__WRITTEN TASK__: Records follow. Pull out every line that contains "page".

__RAW RECORDS__:
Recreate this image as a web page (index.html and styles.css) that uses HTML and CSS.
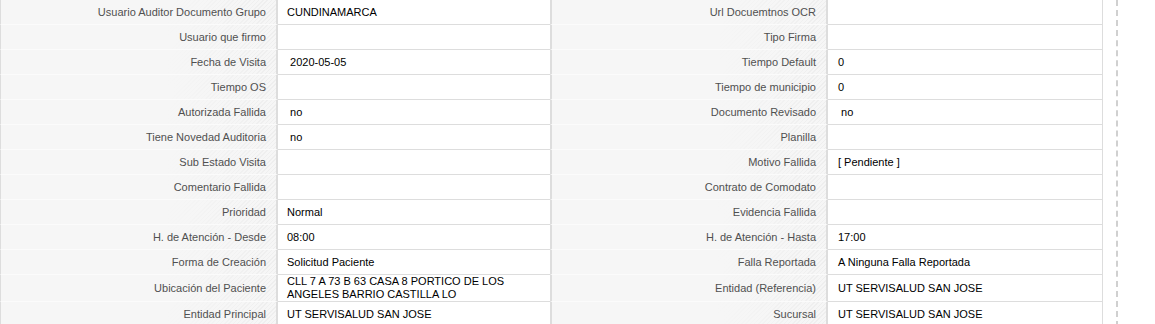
FILE: index.html
```html
<!DOCTYPE html>
<html lang="es">
  <head>
    <meta charset="utf-8" />
    <meta name="viewport" content="width=device-width, initial-scale=1.0" />
    <title>Detalle de Visita</title>
    <link rel="stylesheet" href="styles.css">
  </head>
  <body>
    <div class="page">
      <div class="visit-detail">
        <div class="lbl first">Usuario Auditor Documento Grupo</div>
        <div class="val">CUNDINAMARCA</div>
        <div class="lbl">Url Docuemtnos OCR</div>
        <div class="val last"></div>

        <div class="lbl first">Usuario que firmo</div>
        <div class="val"></div>
        <div class="lbl">Tipo Firma</div>
        <div class="val last"></div>

        <div class="lbl first">Fecha de Visita</div>
        <div class="val">&nbsp;2020-05-05</div>
        <div class="lbl">Tiempo Default</div>
        <div class="val last">0</div>

        <div class="lbl first">Tiempo OS</div>
        <div class="val"></div>
        <div class="lbl">Tiempo de municipio</div>
        <div class="val last">0</div>

        <div class="lbl first">Autorizada Fallida</div>
        <div class="val">&nbsp;no</div>
        <div class="lbl">Documento Revisado</div>
        <div class="val last">&nbsp;no</div>

        <div class="lbl first">Tiene Novedad Auditoria</div>
        <div class="val">&nbsp;no</div>
        <div class="lbl">Planilla</div>
        <div class="val last"></div>

        <div class="lbl first">Sub Estado Visita</div>
        <div class="val"></div>
        <div class="lbl">Motivo Fallida</div>
        <div class="val last">[ Pendiente ]</div>

        <div class="lbl first">Comentario Fallida</div>
        <div class="val"></div>
        <div class="lbl">Contrato de Comodato</div>
        <div class="val last"></div>

        <div class="lbl first">Prioridad</div>
        <div class="val">Normal</div>
        <div class="lbl">Evidencia Fallida</div>
        <div class="val last"></div>

        <div class="lbl first">H. de Atención - Desde</div>
        <div class="val">08:00</div>
        <div class="lbl">H. de Atención - Hasta</div>
        <div class="val last">17:00</div>

        <div class="lbl first">Forma de Creación</div>
        <div class="val">Solicitud Paciente</div>
        <div class="lbl">Falla Reportada</div>
        <div class="val last">A Ninguna Falla Reportada</div>

        <div class="lbl first">Ubicación del Paciente</div>
        <div class="val">CLL 7 A 73 B 63 CASA 8 PORTICO DE LOS ANGELES BARRIO CASTILLA LO</div>
        <div class="lbl">Entidad (Referencia)</div>
        <div class="val last">UT SERVISALUD SAN JOSE</div>

        <div class="lbl first">Entidad Principal</div>
        <div class="val">UT SERVISALUD SAN JOSE</div>
        <div class="lbl">Sucursal</div>
        <div class="val last">UT SERVISALUD SAN JOSE</div>
      </div>
      <div class="side-panel"></div>
    </div>
  </body>
</html>
```

FILE: styles.css
```css
body {
  margin: 0;
  background-color: white;
  font-family: "Liberation Sans", Arial, sans-serif;
  font-size: 11px;
}
.page {
  display: flex;
  align-items: stretch;
  min-height: 324px;
}
.visit-detail {
  display: grid;
  grid-template-columns: 278px 272px 278px 275px;
  align-content: start;
}
.lbl,
.val {
  display: flex;
  align-items: center;
  min-height: 24px;
  line-height: 13px;
}
.lbl {
  justify-content: flex-end;
  text-align: right;
  padding: 0 10px 0 6px;
  color: #505050;
  border-left: 2px solid #dddddd;
  border-right: 2px solid #dddddd;
  border-bottom: 1px solid #fbfbfb;
  background:
    linear-gradient(to right, #f6f6f6 60%, rgba(246, 246, 246, 0) 100%),
    repeating-linear-gradient(135deg, #f6f6f6 0 2px, #eeeeee 2px 3px);
}
.lbl.first {
  border-left-width: 1px;
}
.val {
  padding: 0 9px;
  color: #000;
  background-color: white;
  border-bottom: 1px solid #dddddd;
}
.val.last {
  padding-left: 10px;
  border-right: 1px solid #dddddd;
}
.side-panel {
  margin-left: 13px;
  border-left: 2px dashed #d0d0d0;
}
```
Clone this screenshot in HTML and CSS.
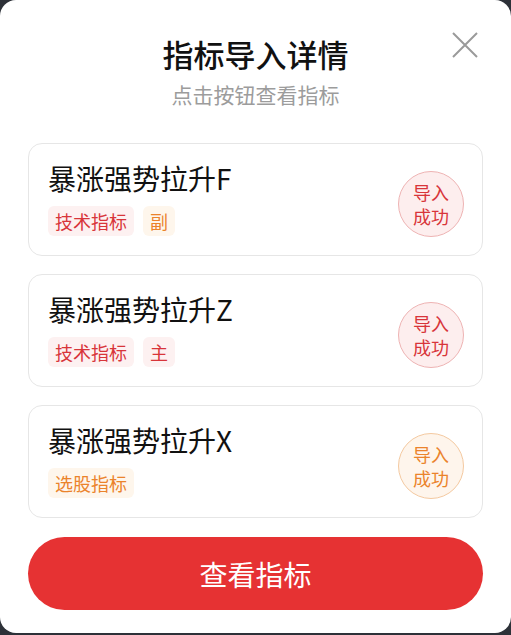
FILE: index.html
```html
<!DOCTYPE html>
<html lang="zh-CN">
<head>
<meta charset="UTF-8">
<meta name="viewport" content="width=device-width, initial-scale=1.0">
<title>指标导入详情</title>
<link rel="stylesheet" href="styles.css">
</head>
<body>

<div class="dialog">
    <button class="close-btn" aria-label="关闭">
        <svg width="26" height="26" viewBox="0 0 26 26">
            <path d="M1 1 L25 25 M25 1 L1 25" stroke="#9a9a9a" stroke-width="2" fill="none"/>
        </svg>
    </button>

    <header class="dialog-header">
        <h1>指标导入详情</h1>
        <p>点击按钮查看指标</p>
    </header>

    <div class="card-list">
        <div class="card">
            <div class="card-info">
                <h2>暴涨强势拉升F</h2>
                <div class="tags">
                    <span class="tag tag-red">技术指标</span>
                    <span class="tag tag-orange">副</span>
                </div>
            </div>
            <div class="status status-red">导入<br>成功</div>
        </div>
        <div class="card">
            <div class="card-info">
                <h2>暴涨强势拉升Z</h2>
                <div class="tags">
                    <span class="tag tag-red">技术指标</span>
                    <span class="tag tag-red">主</span>
                </div>
            </div>
            <div class="status status-red">导入<br>成功</div>
        </div>
        <div class="card">
            <div class="card-info">
                <h2>暴涨强势拉升X</h2>
                <div class="tags">
                    <span class="tag tag-orange">选股指标</span>
                </div>
            </div>
            <div class="status status-orange">导入<br>成功</div>
        </div>
    </div>

    <button class="main-btn">查看指标</button>
</div>

</body>
</html>
```

FILE: styles.css
```css
/* Global styles */
body {
    font-family: "Noto Sans CJK SC", "Noto Sans", sans-serif;
    margin: 0;
    padding: 0;
    background-color: #2d3138;
}
.dialog {
    position: relative;
    box-sizing: border-box;
    width: 511px;
    height: 633px;
    background-color: #fff;
    border-radius: 16px;
    padding: 34px 28px 0;
}
.close-btn {
    position: absolute;
    top: 32px;
    right: 33px;
    width: 26px;
    height: 26px;
    padding: 0;
    border: none;
    background: none;
}
.close-btn svg {
    display: block;
}
.dialog-header {
    text-align: center;
}
.dialog-header h1 {
    margin: 0;
    font-size: 31px;
    line-height: 40px;
    font-weight: 500;
    color: #111;
}
.dialog-header p {
    margin: 6px 0 0;
    font-size: 21px;
    line-height: 28px;
    color: #9c9c9c;
}
.card-list {
    margin-top: 35px;
    display: flex;
    flex-direction: column;
    gap: 18px;
}
.card {
    box-sizing: border-box;
    height: 113px;
    border: 1px solid #e6e6e6;
    border-radius: 14px;
    padding: 16px 18px 0 19px;
    display: flex;
    justify-content: space-between;
    align-items: flex-start;
}
.card-info h2 {
    margin: 0;
    font-size: 28px;
    line-height: 36px;
    font-weight: 400;
    color: #111;
}
.tags {
    margin-top: 10px;
    display: flex;
    gap: 9px;
}
.tag {
    height: 30px;
    line-height: 30px;
    padding: 0 7px;
    border-radius: 6px;
    font-size: 18px;
}
.tag-red {
    background-color: #fdf1f1;
    color: #d8353a;
}
.tag-orange {
    background-color: #fef6ec;
    color: #eb832b;
}
.status {
    margin-top: 11px;
    box-sizing: border-box;
    width: 66px;
    height: 66px;
    border-radius: 50%;
    display: flex;
    align-items: center;
    justify-content: center;
    text-align: center;
    font-size: 18px;
    line-height: 24px;
}
.status-red {
    background-color: #fdeeee;
    border: 1px solid #eeb3b3;
    color: #d8353a;
}
.status-orange {
    background-color: #fef5ec;
    border: 1px solid #f4c9a0;
    color: #eb832b;
}
.main-btn {
    display: block;
    width: 100%;
    height: 73px;
    margin-top: 19px;
    border: none;
    border-radius: 37px;
    background-color: #e63233;
    color: #fff;
    font-family: inherit;
    font-size: 28px;
}
```
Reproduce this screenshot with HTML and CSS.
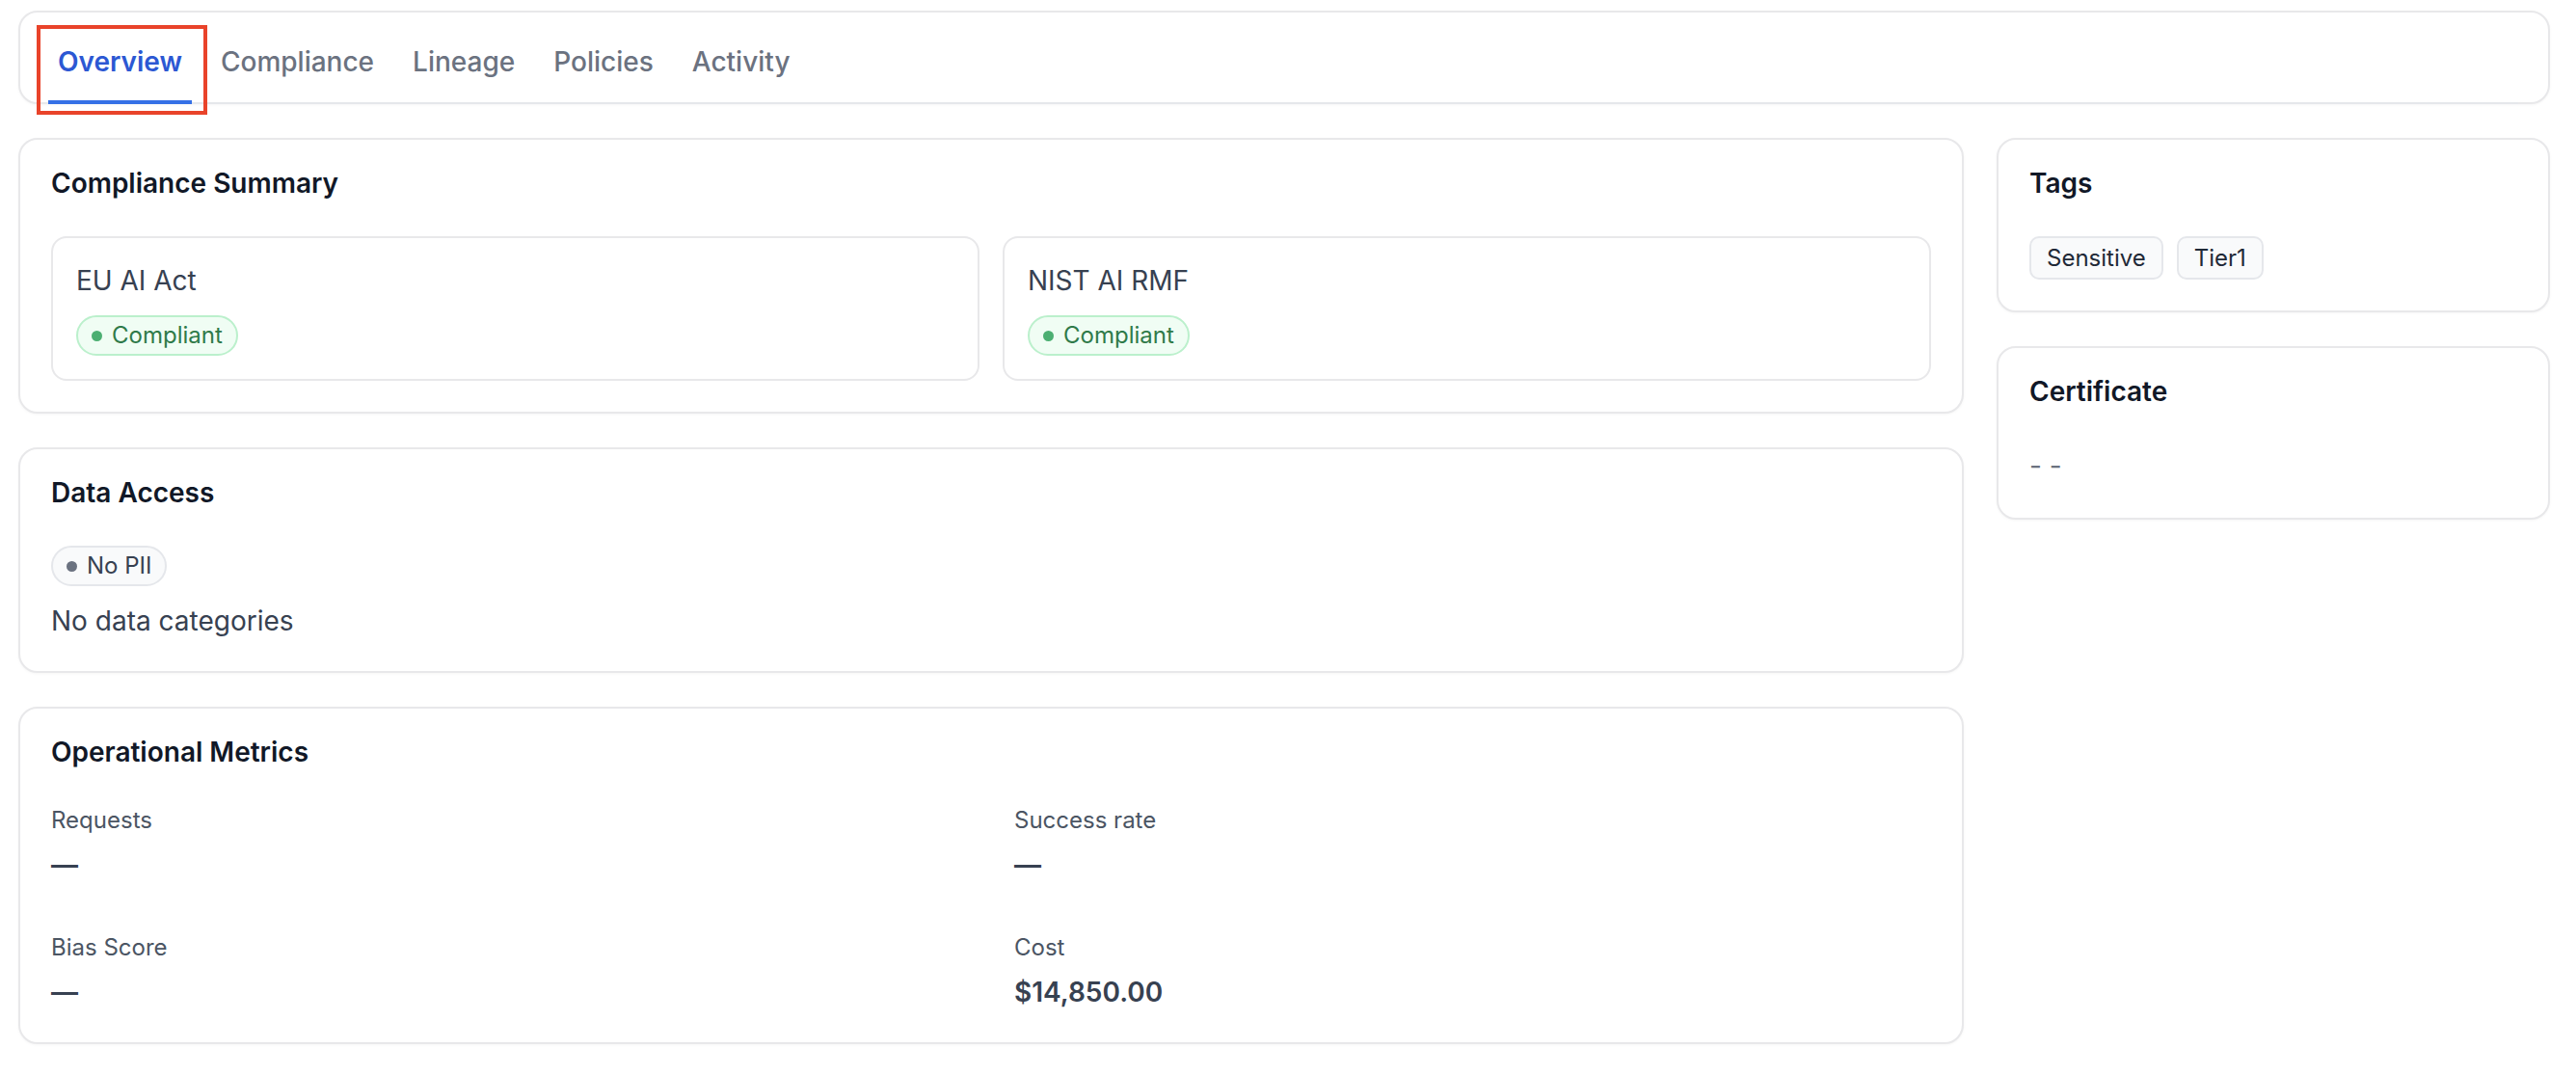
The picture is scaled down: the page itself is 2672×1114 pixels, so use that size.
FILE: index.html
```html
<!DOCTYPE html>
<html lang="en">
<head>
    <meta charset="UTF-8">
    <title>Overview</title>
    <link rel="stylesheet" href="styles.css">
</head>
<body>
<div class="page">
    <div class="tabs-card">
        <ul class="tabs">
            <li class="tab active">Overview<span class="mark"></span></li>
            <li class="tab">Compliance</li>
            <li class="tab">Lineage</li>
            <li class="tab">Policies</li>
            <li class="tab">Activity</li>
        </ul>
    </div>

    <div class="layout">
        <div class="col">
            <div class="card">
                <h3 class="card-title">Compliance Summary</h3>
                <div class="frameworks">
                    <div class="fw">
                        <div class="fw-name">EU AI Act</div>
                        <span class="badge ok"><i class="dot"></i>Compliant</span>
                    </div>
                    <div class="fw">
                        <div class="fw-name">NIST AI RMF</div>
                        <span class="badge ok"><i class="dot"></i>Compliant</span>
                    </div>
                </div>
            </div>

            <div class="card">
                <h3 class="card-title">Data Access</h3>
                <span class="badge muted"><i class="dot"></i>No PII</span>
                <p class="note">No data categories</p>
            </div>

            <div class="card">
                <h3 class="card-title">Operational Metrics</h3>
                <div class="metrics">
                    <div class="metric">
                        <div class="metric-label">Requests</div>
                        <div class="metric-value">&mdash;</div>
                    </div>
                    <div class="metric">
                        <div class="metric-label">Success rate</div>
                        <div class="metric-value">&mdash;</div>
                    </div>
                    <div class="metric">
                        <div class="metric-label">Bias Score</div>
                        <div class="metric-value">&mdash;</div>
                    </div>
                    <div class="metric">
                        <div class="metric-label">Cost</div>
                        <div class="metric-value">$14,850.00</div>
                    </div>
                </div>
            </div>
        </div>

        <div class="col">
            <div class="card">
                <h3 class="card-title">Tags</h3>
                <div class="tags">
                    <span class="tag">Sensitive</span>
                    <span class="tag">Tier1</span>
                </div>
            </div>
            <div class="card">
                <h3 class="card-title">Certificate</h3>
                <div class="empty">- -</div>
            </div>
        </div>
    </div>
</div>
</body>
</html>
```

FILE: styles.css
```css
* {
    margin: 0;
    padding: 0;
    box-sizing: border-box;
}

ul {
    list-style: none;
}

body {
    font-family: Inter, "Noto Sans", "Liberation Sans", sans-serif;
    background-color: #fff;
    color: #111827;
}

.page {
    padding: 11px 27px 40px 19px;
}

/* tab bar */
.tabs-card {
    border: 2px solid #e8e8ea;
    border-radius: 20px;
    padding: 0 31px 0 29px;
    background-color: #fff;
    box-shadow: 0 1px 3px rgba(0, 0, 0, 0.04);
}

.tabs {
    display: flex;
    gap: 20px;
    border-bottom: 2px solid #e5e7eb;
    margin-bottom: -2px;
}

.tab {
    position: relative;
    padding: 31px 10px 20px;
    margin-bottom: -2px;
    font-size: 28px;
    line-height: 40px;
    font-weight: 500;
    color: #6b7280;
    border-bottom: 4px solid transparent;
    cursor: pointer;
}

.tab.active {
    color: #2c58d3;
    font-weight: 600;
    border-bottom-color: #3570e6;
}

/* red highlight box round the active tab */
.mark {
    position: absolute;
    left: -12px;
    right: -16px;
    top: 13px;
    bottom: -15px;
    border: 4px solid #e9432a;
}

/* columns */
.layout {
    display: grid;
    grid-template-columns: 1fr 574px;
    column-gap: 34px;
    margin-top: 35px;
    align-items: start;
}

.col {
    display: flex;
    flex-direction: column;
    gap: 35px;
}

.card {
    border: 2px solid #e8e8ea;
    border-radius: 20px;
    padding: 32px;
    background-color: #fff;
    box-shadow: 0 1px 3px rgba(0, 0, 0, 0.04);
}

.card-title {
    font-size: 28px;
    line-height: 26px;
    font-weight: 600;
    color: #111827;
    margin-bottom: 42px;
}

/* compliance */
.frameworks {
    display: grid;
    grid-template-columns: 1fr 1fr;
    gap: 24px;
}

.fw {
    border: 2px solid #e8e8ea;
    border-radius: 16px;
    padding: 24px;
}

.fw-name {
    font-size: 28px;
    line-height: 40px;
    color: #374151;
    margin-bottom: 16px;
}

.badge {
    display: inline-flex;
    align-items: center;
    gap: 10px;
    padding: 3px 14px;
    border: 2px solid;
    border-radius: 999px;
    font-size: 24px;
    line-height: 32px;
}

.badge .dot {
    width: 11px;
    height: 11px;
    border-radius: 50%;
}

.badge.ok {
    background-color: #f0fdf4;
    border-color: #bbf0cc;
    color: #2f7a49;
}

.badge.ok .dot {
    background-color: #4caf72;
}

.badge.muted {
    background-color: #f9fafb;
    border-color: #e5e7eb;
    color: #374151;
}

.badge.muted .dot {
    background-color: #6b7280;
}

.note {
    margin-top: 16px;
    font-size: 28px;
    line-height: 40px;
    color: #374151;
}

/* metrics */
.metrics {
    display: grid;
    grid-template-columns: 1fr 1fr;
    column-gap: 48px;
    row-gap: 50px;
}

.metric-label {
    font-size: 24px;
    line-height: 32px;
    color: #4b5563;
}

.metric-value {
    margin-top: 10px;
    font-size: 28px;
    line-height: 40px;
    font-weight: 600;
    color: #374151;
}

/* side */
.tags {
    display: flex;
    gap: 14px;
}

.tag {
    padding: 5px 16px;
    border: 2px solid #e5e7eb;
    border-radius: 10px;
    background-color: #f9fafb;
    font-size: 24px;
    line-height: 31px;
    color: #1f2937;
}

.empty {
    font-size: 28px;
    line-height: 44px;
    color: #6b7280;
}
```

__REPLY__:
Recreate this image as a web page (index.html and styles.css) that uses HTML and CSS.
    <div class="page">
.page {
The picture is scaled down: the page itself is 2672×1114 pixels, so use that size.
<div class="page">
.page {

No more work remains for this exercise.